L’approche par le rééquilibrage (en distribuant du matériel) dans une visée d’équité est certes un moyen possible, mais équiper sans former et accompagner, même après 15 jours de confinement, est vain. Les moyens numériques et leur développement dans la société comme à l’école sont un révélateur des problèmes d’éducation et de notre système scolaire. La situation de confinement amplifie encore cela et l’élargit à un questionnement social et sociétal plus large (en particulier la question du lien à Internet). Mais elle renvoie aussi en miroir à l’école son incapacité à penser l’enseignement autrement. Il y a vingt ans que nous appelons de nos vœux à une réflexion globale sur l’apprendre dans nos sociétés. Il ne suffit pas de penser les compétences numériques ou les compétences du 21è siècle, il faut repenser le cadre de l’apprendre. Les timides essais d’interrogation sur la forme scolaire sont trop faibles pour faire bouger les choses. Peut-on penser qu’un mois et demi ou deux mois de confinement vont y parvenir ? La question reste ouverte pour tous les « prédictologues » qui veulent rêver.
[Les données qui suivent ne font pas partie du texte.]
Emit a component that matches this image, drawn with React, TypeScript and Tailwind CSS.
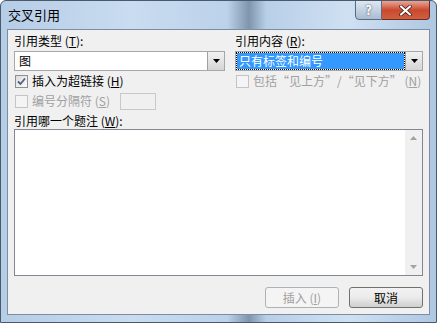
import React from "react";

const font = { fontFamily: '"SimSun", "Noto Sans CJK SC", sans-serif' };

function Check({ checked, disabled }: { checked?: boolean; disabled?: boolean }) {
  return (
    <span
      className={`relative inline-block w-[13px] h-[13px] border ${
        disabled ? "border-[#c4c4c4] bg-[#f4f4f4]" : "border-[#8e8f8f] bg-gradient-to-br from-[#dcdcdc] to-[#fbfbfb]"
      }`}
    >
      {checked && (
        <svg className="absolute left-[1px] top-[1px]" width="9" height="9" viewBox="0 0 9 9">
          <path d="M1 4.5 L3.5 7 L8 1.5" fill="none" stroke="#4d6185" strokeWidth="1.8" />
        </svg>
      )}
    </span>
  );
}

function DropButton() {
  return (
    <span className="flex items-center justify-center w-[17px] h-full border-l border-[#a0a0a0] bg-gradient-to-b from-[#f2f2f2] to-[#d5d5d5]">
      <svg width="7" height="4" viewBox="0 0 7 4">
        <path d="M0 0 H7 L3.5 4 Z" fill="#000" />
      </svg>
    </span>
  );
}

export default function App() {
  return (
    <div
      className="w-[437px] h-[323px] overflow-hidden rounded-t-[6px] border border-[#4a5a6e] flex flex-col text-[12px] text-black"
      style={{
        ...font,
        background:
          "linear-gradient(to right, #b6cde6 0%, #c9dcf0 30%, #bcd2ea 52%, #7f95ae 57%, #b8cfe8 61%, #cfe0f2 80%, #aec7e2 100%)",
      }}
    >
      {/* title bar */}
      <div className="h-[28px] flex items-start justify-between pl-[7px]">
        <span className="mt-[7px] text-[13px] leading-[14px]">交叉引用</span>
        <div className="flex mr-[6px] -mt-px">
          <span className="w-[27px] h-[20px] flex items-center justify-center border border-[#5a6a80] rounded-bl-[4px] bg-gradient-to-b from-[#dfe8f2] to-[#a9bcd2] text-white font-bold text-[13px] [text-shadow:0_0_2px_#333]">
            ?
          </span>
          <span className="w-[48px] h-[20px] flex items-center justify-center border border-l-0 border-[#6b2a22] rounded-br-[4px] bg-gradient-to-b from-[#e8a595] via-[#c9482f] to-[#d0603f]">
            <svg width="13" height="11" viewBox="0 0 13 11">
              <path d="M2 1.5 L11 9.5 M11 1.5 L2 9.5" stroke="#3a1410" strokeWidth="3.6" strokeLinecap="round" />
              <path d="M2 1.5 L11 9.5 M11 1.5 L2 9.5" stroke="#fff" strokeWidth="2.2" strokeLinecap="round" />
            </svg>
          </span>
        </div>
      </div>

      {/* client area */}
      <div className="mx-[6px] mb-[7px] flex-1 border border-[#7d8ca0] bg-[#f0f0f0] pl-[6px] pr-[6px] pt-[3px] flex flex-col">
        <div className="grid grid-cols-[211px_188px] gap-x-[10px]">
          <div className="flex flex-col">
            <span className="h-[16px] leading-[16px]">引用类型 (<u>T</u>):</span>
            <div className="mt-[2px] h-[20px] flex border border-[#a7a7a7] bg-white">
              <span className="flex-1 pl-[4px] leading-[18px]">图</span>
              <DropButton />
            </div>
            <div className="mt-[2px] h-[16px] flex items-center gap-[4px] pl-[1px]">
              <Check checked />
              <span className="leading-[16px]">插入为超链接 (<u>H</u>)</span>
            </div>
            <div className="mt-[3px] h-[18px] flex items-center pl-[1px]">
              <Check disabled />
              <span className="ml-[4px] leading-[16px] text-[#a0a0a0]">编号分隔符 (<u>S</u>)</span>
              <span className="ml-[10px] w-[36px] h-[17px] border border-[#c8c8c8] bg-[#f0f0f0]" />
            </div>
          </div>
          <div className="flex flex-col">
            <span className="h-[16px] leading-[16px]">引用内容 (<u>R</u>):</span>
            <div className="mt-[2px] h-[20px] flex border border-[#a7a7a7] bg-white">
              <span className="flex-1 p-[1px]">
                <span className="block h-full bg-[#3399ff] text-white leading-[16px] pl-[2px] outline-1 outline-dotted outline-[#000]">
                  只有标签和编号
                </span>
              </span>
              <DropButton />
            </div>
            <div className="mt-[2px] h-[16px] flex items-center gap-[4px] pl-[1px]">
              <Check disabled />
              <span className="leading-[16px] text-[#a0a0a0]">包括“见上方”/“见下方” (<u>N</u>)</span>
            </div>
          </div>
        </div>

        <span className="mt-[3px] h-[16px] leading-[16px]">引用哪一个题注 (<u>W</u>):</span>
        <div className="h-[147px] flex border border-[#828790] bg-white">
          <div className="flex-1" />
          <div className="w-[17px] bg-[#f0f0f0] flex flex-col justify-between items-center py-[6px]">
            <svg width="7" height="4" viewBox="0 0 7 4">
              <path d="M0 4 H7 L3.5 0 Z" fill="#a3a3a3" />
            </svg>
            <svg width="7" height="4" viewBox="0 0 7 4">
              <path d="M0 0 H7 L3.5 4 Z" fill="#a3a3a3" />
            </svg>
          </div>
        </div>

        <div className="mt-[11px] flex justify-end gap-[10px]">
          <span className="w-[74px] h-[21px] flex items-center justify-center border border-[#adb2b5] rounded-[3px] bg-[#f4f4f4] text-[#a0a0a0]">
            插入 (<u>I</u>)
          </span>
          <span className="w-[74px] h-[21px] flex items-center justify-center border border-[#707070] rounded-[3px] bg-gradient-to-b from-[#f2f2f2] via-[#ebebeb] to-[#cfcfcf]">
            取消
          </span>
        </div>
      </div>
    </div>
  );
}
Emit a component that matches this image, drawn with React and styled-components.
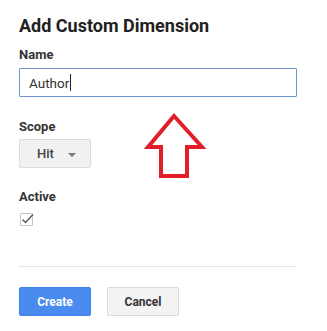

L’inégalité est un étendard bien pratique en ce moment. Il donne une coloration sociale au discours, il donne une coloration sympathique et religieuse à des discours qui habituellement sont situés dans un espace social fondé d’abord sur des logiques de rentabilité, de marchandisation, d’économie, réelle et virtuelle. On a l’impression que chacun a le droit de se sentir victime de ces inégalités et donc de revendiquer une égalité ou même mieux une équité (donner à chacun selon ses besoins). Le paradoxe de l’inégalité tient dans ces revendications individualistes. Il est temps que fraternité et solidarité soient mise au centre de nos réflexions, non pas pour déplorer leurs manques, mais pour envisager d’autres manières de faire, dès demain, dès aujourd’hui.